GEDİZ DELTASI ELEŞTİRİSİ
Bornova ve Kemalpaşa ilçeleri için ilan edilen bölgelerde toplam 38 bin 523 hektar ormanlık alan bulunduğunu aktaran Melih Yalçın, "Bunun 22 bin 962 hektarlık kısmı kızılçam ormanı. Geriye kalan 15 bin 561 hektarı ise bünyesinde başta kızılçam olmak üzere çok çeşitli Akdeniz maki türlerinin bulunduğu, estetik, turistik, toprak koruma, hidrolojik fonksiyonları yerine getiren ormandan oluşmaktadır. Aynı şekilde Güzelbahçe, Seferihisar ve Urla Orman İşletme Şeflikleri içinde bulunan doğal sit alanlarının toplam büyüklüğü 53 bin 910 hektardır. Bunun 42 bin 108 hektarı makilik, 10 bin 963 hektarı kızılçam, 166,5 hektarı halep çamı, 38 hektarı ardıç, 6,5 hektarı defne, 24 hektarı sakız, 610 hektarı fıstıkçamı ormanıdır. Kalan 2045,4 hektar ise özel ağaçlandırma sahasıdır. Bu alanların hepsi biyolojik çeşitlilik açısından zengin ve korunması gereken alanlardır" diye konuştu. Yeni uygulamalarda daha önceden 1'inci Derece Doğal Sit Alanı olarak tescil edilen, Akdeniz foku gibi nesli tükenmekte olan deniz canlılarına ev sahipliği yapan kıyı alanlarında ve doğal kızılçam ormanlarını bünyesinde barındıran orman alanlarında 'Kesin Korunacak Hassas Alan' koruma statüsüne yer verilmediğine de dikkat çeken Yalçın, nesli küresel ölçekte tehlike altında olan birçok tür için önemli bir yaşam alanı olan Gediz Deltası'nın da koruma alan sınırları ekosistem bütününde ele alınmadığını iddia etti.

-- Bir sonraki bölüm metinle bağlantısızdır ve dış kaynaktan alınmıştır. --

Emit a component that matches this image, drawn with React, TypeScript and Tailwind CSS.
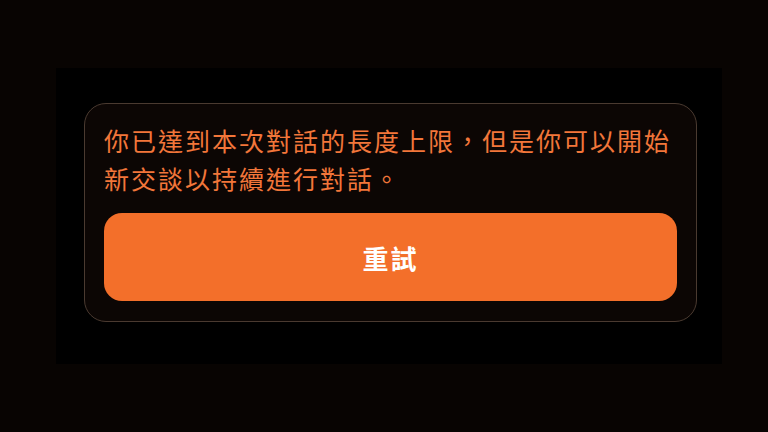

Flamingo ve tepeli pelikan gibi su kuşları için önemli üreme ve beslenme alanlarını oluşturan Uluslararası Ölçekte Ramsar Koruma Alanı ilan edilen Gediz Deltası'nın Çiğli sınırında kalan bölgesinin dâhi yönetmelikte tanımlı özelliklere sahip olmasına karşın 'Kesin Korunacak Hassas Alan' olarak ilan edilmediğini söyleyen Yalçın, yapılan düzenlemelerin bütüncül bir yaklaşım ve bilimsel gerçeklerden uzak olduğu, kişisel menfaatler gözetilerek belirlendiği gerekçeleriyle yürütmenin durdurulması istemiyle dava açtıklarını duyurdu.